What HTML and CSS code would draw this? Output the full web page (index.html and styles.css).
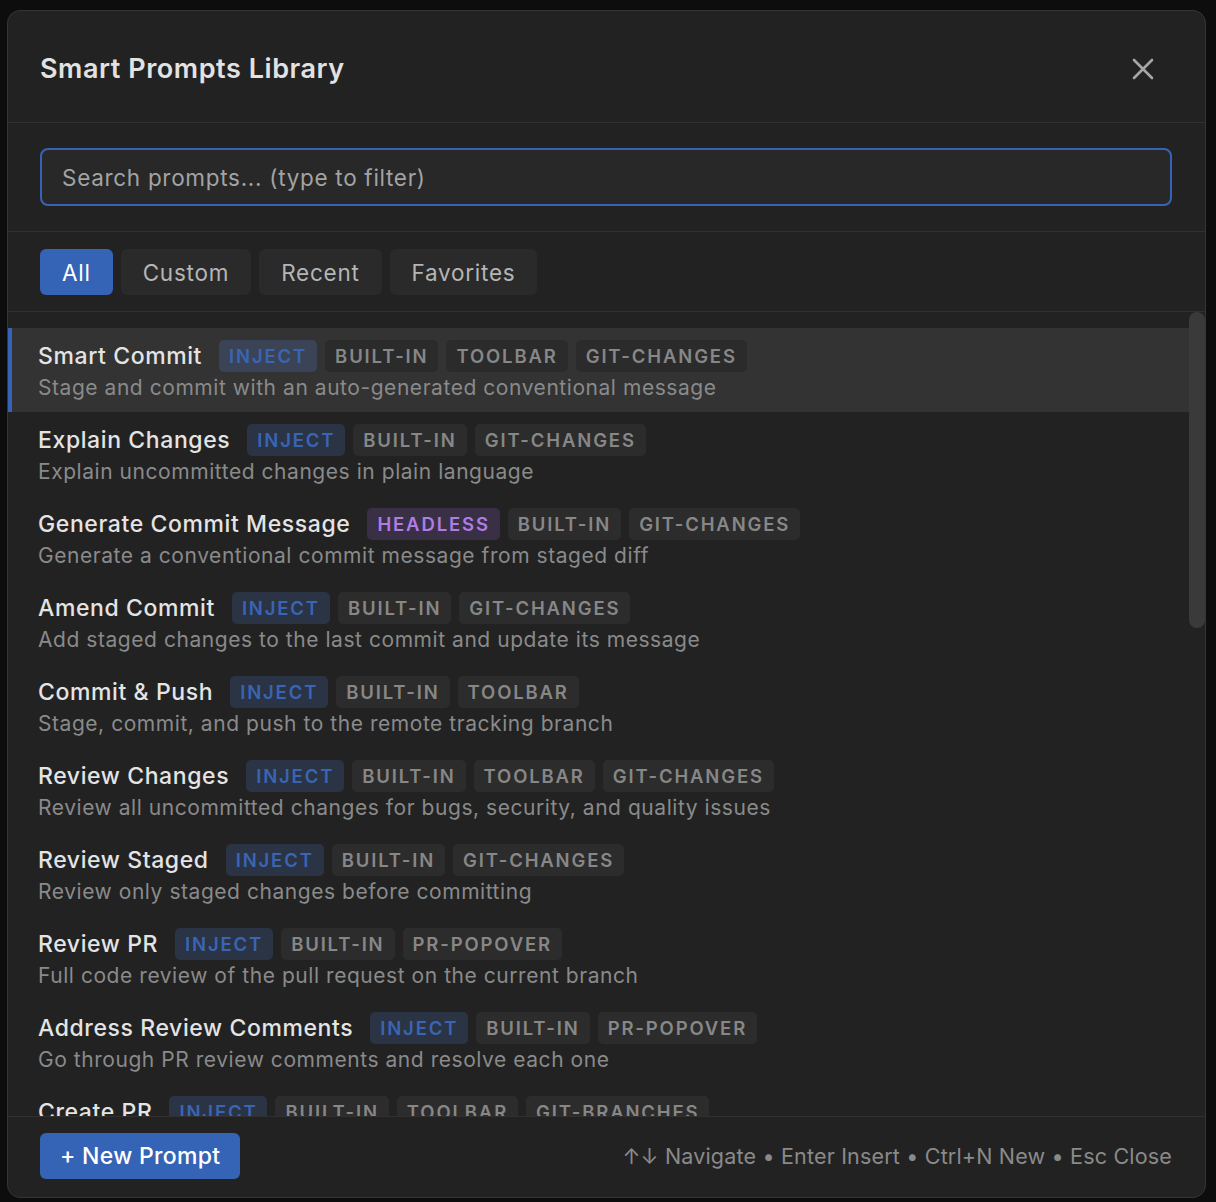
FILE: index.html
```html
<!DOCTYPE html>
<html lang="en">
<head>
<meta charset="utf-8">
<title>Smart Prompts Library</title>
<link rel="stylesheet" href="styles.css">
</head>
<body>
<div class="modal">
  <header class="modal-header">
    <h1 class="modal-title">Smart Prompts Library</h1>
    <button class="close-btn" aria-label="Close">
      <svg width="22" height="22" viewBox="0 0 22 22"><path d="M2 2 L20 20 M20 2 L2 20" stroke="#a6a6a6" stroke-width="2.6" stroke-linecap="round" fill="none"/></svg>
    </button>
  </header>
  <div class="search-section">
    <div class="search-box">Search prompts... (type to filter)</div>
  </div>
  <nav class="tabs">
    <span class="tab active">All</span>
    <span class="tab">Custom</span>
    <span class="tab">Recent</span>
    <span class="tab">Favorites</span>
  </nav>
  <div class="list-wrap">
    <div class="list">
      <div class="item selected">
        <div class="item-head"><span class="item-title">Smart Commit</span><span class="badge inject">INJECT</span><span class="badge">BUILT-IN</span><span class="badge">TOOLBAR</span><span class="badge">GIT-CHANGES</span></div>
        <div class="item-desc">Stage and commit with an auto-generated conventional message</div>
      </div>
      <div class="item">
        <div class="item-head"><span class="item-title">Explain Changes</span><span class="badge inject">INJECT</span><span class="badge">BUILT-IN</span><span class="badge">GIT-CHANGES</span></div>
        <div class="item-desc">Explain uncommitted changes in plain language</div>
      </div>
      <div class="item">
        <div class="item-head"><span class="item-title">Generate Commit Message</span><span class="badge headless">HEADLESS</span><span class="badge">BUILT-IN</span><span class="badge">GIT-CHANGES</span></div>
        <div class="item-desc">Generate a conventional commit message from staged diff</div>
      </div>
      <div class="item">
        <div class="item-head"><span class="item-title">Amend Commit</span><span class="badge inject">INJECT</span><span class="badge">BUILT-IN</span><span class="badge">GIT-CHANGES</span></div>
        <div class="item-desc">Add staged changes to the last commit and update its message</div>
      </div>
      <div class="item">
        <div class="item-head"><span class="item-title">Commit &amp; Push</span><span class="badge inject">INJECT</span><span class="badge">BUILT-IN</span><span class="badge">TOOLBAR</span></div>
        <div class="item-desc">Stage, commit, and push to the remote tracking branch</div>
      </div>
      <div class="item">
        <div class="item-head"><span class="item-title">Review Changes</span><span class="badge inject">INJECT</span><span class="badge">BUILT-IN</span><span class="badge">TOOLBAR</span><span class="badge">GIT-CHANGES</span></div>
        <div class="item-desc">Review all uncommitted changes for bugs, security, and quality issues</div>
      </div>
      <div class="item">
        <div class="item-head"><span class="item-title">Review Staged</span><span class="badge inject">INJECT</span><span class="badge">BUILT-IN</span><span class="badge">GIT-CHANGES</span></div>
        <div class="item-desc">Review only staged changes before committing</div>
      </div>
      <div class="item">
        <div class="item-head"><span class="item-title">Review PR</span><span class="badge inject">INJECT</span><span class="badge">BUILT-IN</span><span class="badge">PR-POPOVER</span></div>
        <div class="item-desc">Full code review of the pull request on the current branch</div>
      </div>
      <div class="item">
        <div class="item-head"><span class="item-title">Address Review Comments</span><span class="badge inject">INJECT</span><span class="badge">BUILT-IN</span><span class="badge">PR-POPOVER</span></div>
        <div class="item-desc">Go through PR review comments and resolve each one</div>
      </div>
      <div class="item">
        <div class="item-head"><span class="item-title">Create PR</span><span class="badge inject">INJECT</span><span class="badge">BUILT-IN</span><span class="badge">TOOLBAR</span><span class="badge">GIT-BRANCHES</span></div>
        <div class="item-desc">Create a pull request for the current branch</div>
      </div>
    </div>
    <div class="scrollbar"><div class="thumb"></div></div>
  </div>
  <footer class="modal-footer">
    <button class="new-btn">+ New Prompt</button>
    <span class="hints">↑↓ Navigate • Enter Insert • Ctrl+N New • Esc Close</span>
  </footer>
</div>
</body>
</html>
```

FILE: styles.css
```css
* { box-sizing: border-box; }
html, body { margin: 0; padding: 0; }
body {
  background: #0d0d0d;
  width: 1216px;
  height: 1202px;
  overflow: hidden;
  padding: 10px 0 0 7px;
  font-family: Inter, "Noto Sans", "Liberation Sans", sans-serif;
}
.modal {
  width: 1199px;
  height: 1188px;
  background: #222222;
  border: 1px solid #353535;
  border-radius: 13px;
  display: flex;
  flex-direction: column;
  overflow: hidden;
}
.modal-header {
  height: 112px;
  flex: none;
  display: flex;
  align-items: center;
  justify-content: space-between;
  padding: 3px 51px 0 32px;
  border-bottom: 1px solid #303030;
}
.modal-title {
  margin: 0;
  font-size: 27px;
  font-weight: 600;
  color: #e2e2e2;
  letter-spacing: 0.55px;
}
.close-btn {
  background: none;
  border: 0;
  padding: 0;
  width: 22px;
  height: 22px;
  margin-top: 2px;
  display: flex;
}
.search-section {
  flex: none;
  padding: 25px 33px 25px 32px;
  border-bottom: 1px solid #303030;
}
.search-box {
  height: 58px;
  border: 2px solid #3663b6;
  border-radius: 8px;
  background: #282828;
  display: flex;
  align-items: center;
  padding-left: 20px;
  font-size: 22.5px;
  letter-spacing: 0.7px;
  color: #a3a3a3;
}
.tabs {
  flex: none;
  display: flex;
  gap: 8px;
  padding: 17px 32px 16px;
  border-bottom: 1px solid #303030;
}
.tab {
  height: 46px;
  padding: 0 22px;
  border-radius: 6px;
  background: #2a2a2a;
  color: #b5b5b5;
  font-size: 22.5px;
  letter-spacing: 0.75px;
  display: flex;
  align-items: center;
}
.tab.active {
  background: #3563b5;
  color: #ffffff;
}
.list-wrap {
  flex: 1;
  min-height: 0;
  display: flex;
  border-bottom: 1px solid #303030;
}
.list {
  flex: 1;
  min-width: 0;
  overflow: hidden;
  padding-top: 16px;
}
.scrollbar {
  width: 16px;
  flex: none;
}
.thumb {
  height: 316px;
  border-radius: 8px;
  background: #3a3a3a;
}
.item {
  height: 84px;
  padding: 12px 20px 0 26px;
  border-left: 4px solid transparent;
}
.item.selected {
  background: #333333;
  border-left-color: #3563b5;
}
.item-head {
  display: flex;
  align-items: center;
  height: 32px;
  gap: 8px;
}
.item-title {
  font-size: 23px;
  font-weight: 500;
  letter-spacing: 0.6px;
  color: #e4e4e4;
  margin-right: 9px;
  white-space: nowrap;
}
.badge {
  height: 32px;
  padding: 0 10px;
  border-radius: 5px;
  background: #2c2c2c;
  color: #878787;
  font-size: 18.5px;
  font-weight: 600;
  letter-spacing: 1.85px;
  display: flex;
  align-items: center;
  white-space: nowrap;
}
.selected .badge { background: #2b2b2b; }
.badge.inject {
  background: #2a3445;
  color: #3a64b4;
}
.selected .badge.inject { background: #3a4456; }
.badge.headless {
  background: #3a3046;
  color: #b07ce4;
}
.item-desc {
  margin-top: 3px;
  font-size: 21px;
  line-height: 26px;
  letter-spacing: 0.55px;
  color: #8a8a8a;
  white-space: nowrap;
}
.modal-footer {
  flex: none;
  height: 80px;
  display: flex;
  align-items: center;
  justify-content: space-between;
  padding: 0 33px 3px 32px;
}
.new-btn {
  height: 46px;
  padding: 0 20px;
  border: 0;
  border-radius: 6px;
  background: #3563b5;
  color: #ffffff;
  font-family: inherit;
  font-size: 23px;
  font-weight: 500;
  letter-spacing: 0.3px;
}
.hints {
  font-size: 21.5px;
  letter-spacing: 0.18px;
  color: #8a8a8a;
}
```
════════
To do
Go through the material line by line. Show each line that contains the string "styles".

Task solution
What HTML and CSS code would draw this? Output the full web page (index.html and styles.css).
<link rel="stylesheet" href="styles.css">
FILE: styles.css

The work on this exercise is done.